CM Himanta Reviews FY 2026-27 Budget Proposals of 18 Depts
Synopsis
Key Takeaways
Context
The pre-budget review session, held at Lok Sewa Bhawan — the principal administrative complex of the Assam government secretariat in Guwahati — brought together senior officials from 18 departments to present and defend their spending proposals for the upcoming financial year. The Chief Minister's Office described the exercise as aimed at 'welfare delivery, efficient resource utilisation, inter-departmental coordination and development priorities to drive Assam's growth.'
Such structured reviews signal the administration's intent to scrutinise departmental demands before they are formally tabled in the state assembly, reducing ad hoc allocations and aligning spending with stated policy goals.
Policy Backdrop
Since Dr. Himanta Biswa Sarma assumed office as Chief Minister in May 2021, the Government of Assam has institutionalised pre-budget departmental reviews as a tool for tightening expenditure oversight. Assam budgets from FY 2022-23 onward have consistently emphasised welfare convergence, outcome-based resource allocation, and reduction of implementation gaps — themes that recurred in Saturday's session.
The broader approach reflects a performance-linked budgeting philosophy adopted by the BJP-led administration in Assam, mirroring similar exercises seen in other states seeking to align departmental proposals with central government flagship schemes and funding flows.
Stakeholders and Impact
The review directly concerns officials and beneficiaries across 18 departments, spanning welfare, infrastructure, and development portfolios. For citizens, the exercise has downstream consequences: tighter pre-budget scrutiny is intended to improve last-mile delivery of welfare programmes and reduce leakages in public spending.

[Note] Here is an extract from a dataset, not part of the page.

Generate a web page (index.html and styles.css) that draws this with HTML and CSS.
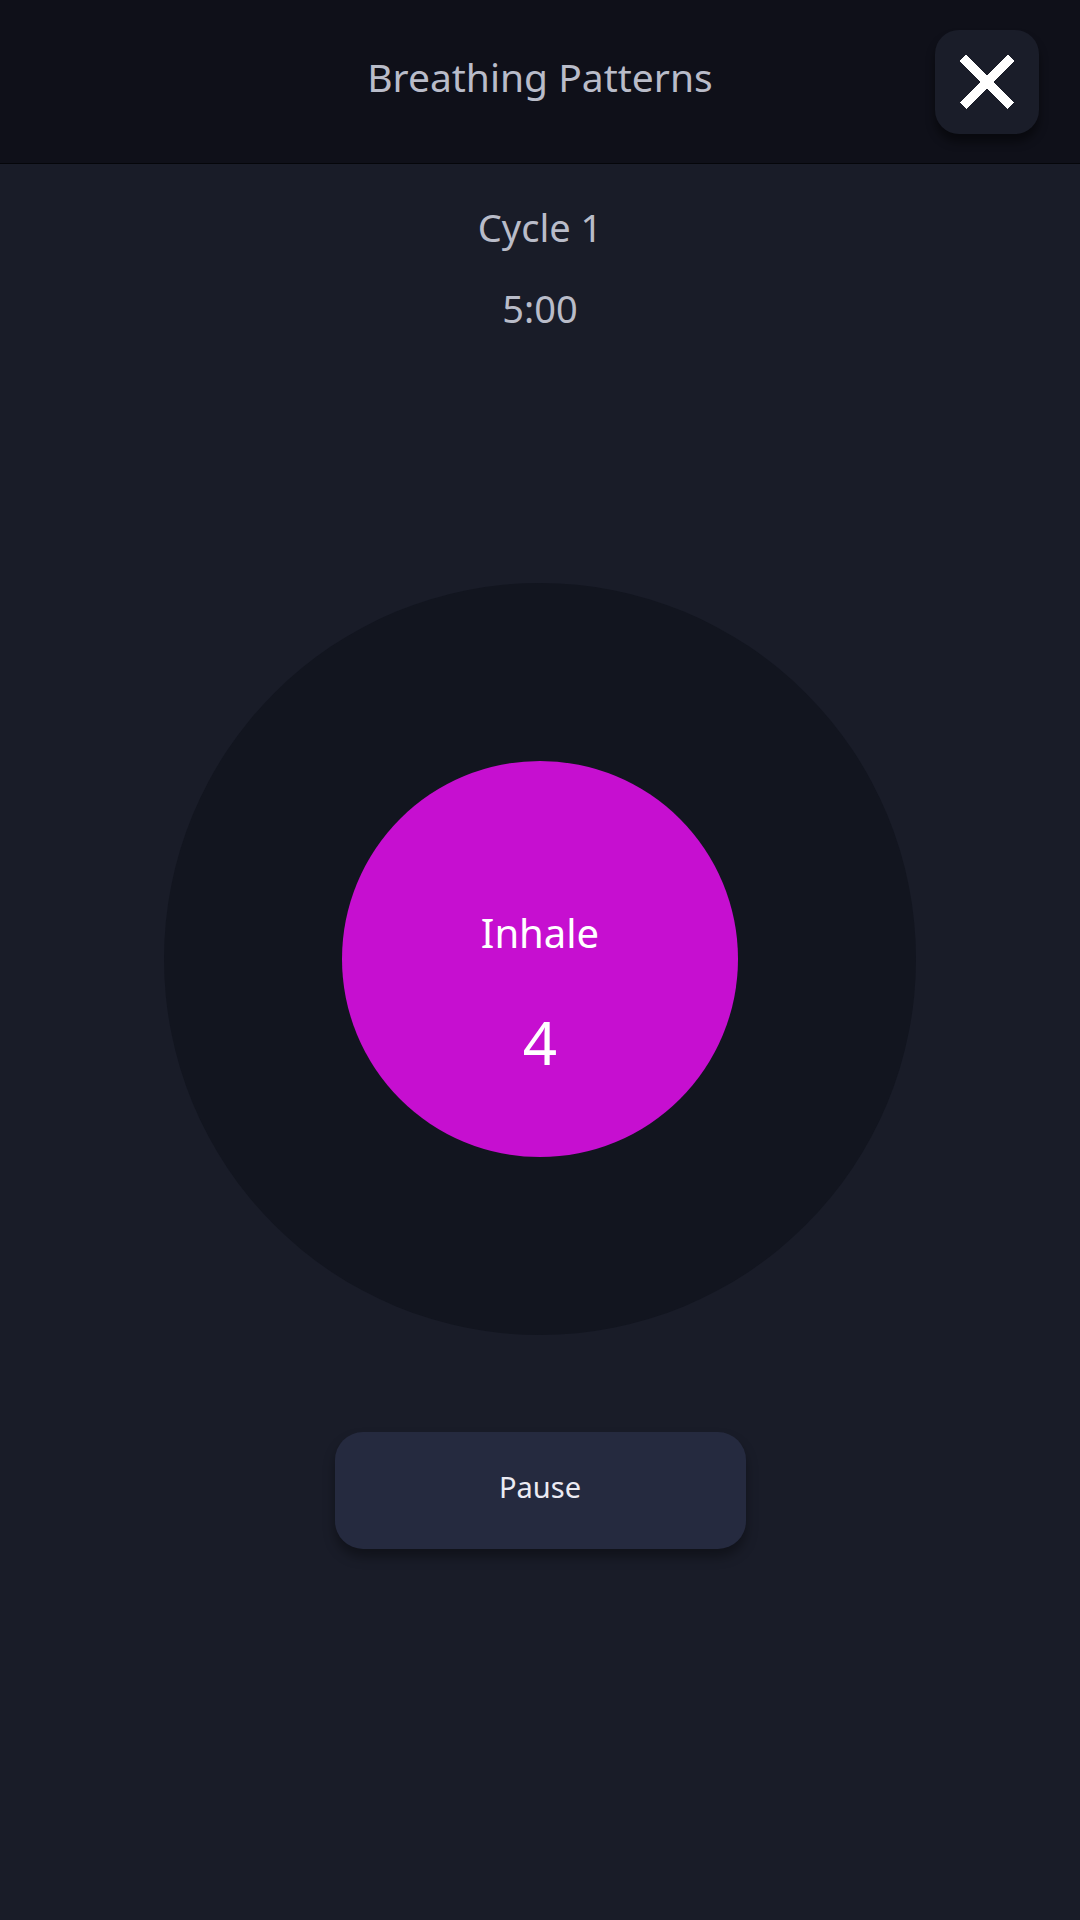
FILE: index.html
```html
<!DOCTYPE html>
<html lang="en">
<head>
  <meta charset="UTF-8">
  <meta name="viewport" content="width=device-width, initial-scale=1.0">
  <title>Breathing Patterns</title>
  <link rel="stylesheet" href="styles.css">
</head>
<body>
  <header class="top-bar">
    <span></span>
    <h1 class="title">Breathing Patterns</h1>
    <button class="close-btn" aria-label="Close">
      <svg width="54" height="54" viewBox="0 0 54 54" shape-rendering="crispEdges">
        <path d="M3 3 L51 51 M51 3 L3 51" stroke="#fff" stroke-width="9" fill="none"/>
      </svg>
    </button>
  </header>

  <main class="session">
    <div class="cycle">Cycle 1</div>
    <div class="timer">5:00</div>

    <div class="outer-ring">
      <div class="breath-ball">
        <div class="phase">Inhale</div>
        <div class="count">4</div>
      </div>
    </div>

    <button class="pause-btn">Pause</button>
  </main>
</body>
</html>
```

FILE: styles.css
```css
html, body {
  margin: 0;
  height: 100%;
}
body {
  font-family: "Noto Sans", "Open Sans", sans-serif;
  background: #191c28;
  color: #b9bcc9;
}
.top-bar {
  height: 164px;
  box-sizing: border-box;
  background: #0f1019;
  border-bottom: 1px solid #05060a;
  display: grid;
  grid-template-columns: 1fr auto 1fr;
  align-items: center;
}
.title {
  margin: 0 0 10px;
  font-size: 39px;
  font-weight: 400;
  color: #b9bcc9;
}
.close-btn {
  justify-self: end;
  margin-right: 41px;
  width: 104px;
  height: 104px;
  border: none;
  border-radius: 24px;
  background: #1a1d29;
  box-shadow: 0 8px 10px rgba(0, 0, 0, 0.45);
  display: flex;
  align-items: center;
  justify-content: center;
  padding: 0;
}
.session {
  display: flex;
  flex-direction: column;
  align-items: center;
  padding-top: 36px;
}
.cycle, .timer {
  font-size: 38px;
  line-height: 54px;
}
.timer {
  margin-top: 27px;
}
.outer-ring {
  margin-top: 248px;
  width: 752px;
  height: 752px;
  border-radius: 50%;
  background: #12151f;
  display: flex;
  align-items: center;
  justify-content: center;
}
.breath-ball {
  width: 396px;
  height: 396px;
  border-radius: 50%;
  background: #c60fd0;
  color: #fff;
  display: flex;
  flex-direction: column;
  align-items: center;
  box-sizing: border-box;
  padding-top: 145px;
}
.phase {
  font-size: 40px;
  line-height: 54px;
}
.count {
  margin-top: 42px;
  font-size: 60px;
  line-height: 80px;
}
.pause-btn {
  margin-top: 97px;
  width: 411px;
  height: 117px;
  padding: 0 0 8px;
  border: none;
  border-radius: 28px;
  background: #252a3f;
  color: #ecebf3;
  font-family: inherit;
  font-size: 29px;
  box-shadow: 0 8px 12px rgba(0, 0, 0, 0.35);
}
```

Inter-departmental coordination — highlighted as a specific focus of the review — is particularly significant in Assam, where overlapping mandates between departments have historically diluted the impact of centrally sponsored schemes. A more synchronised approach at the proposal stage can reduce duplication and improve fund utilisation rates reported to the Centre.
What's Next
The formal presentation of the Assam State Budget for FY 2026-27 in the state assembly remains the key milestone to watch. Saturday's multi-department review is part of the preparatory chain that precedes the budget session, after which detailed demand-for-grants circulars will be released for public and legislative scrutiny.
How the administration translates the priorities flagged in this review — welfare delivery, resource efficiency, and inter-departmental synergy — into specific allocations will be the real test of the exercise's impact on Assam's development trajectory.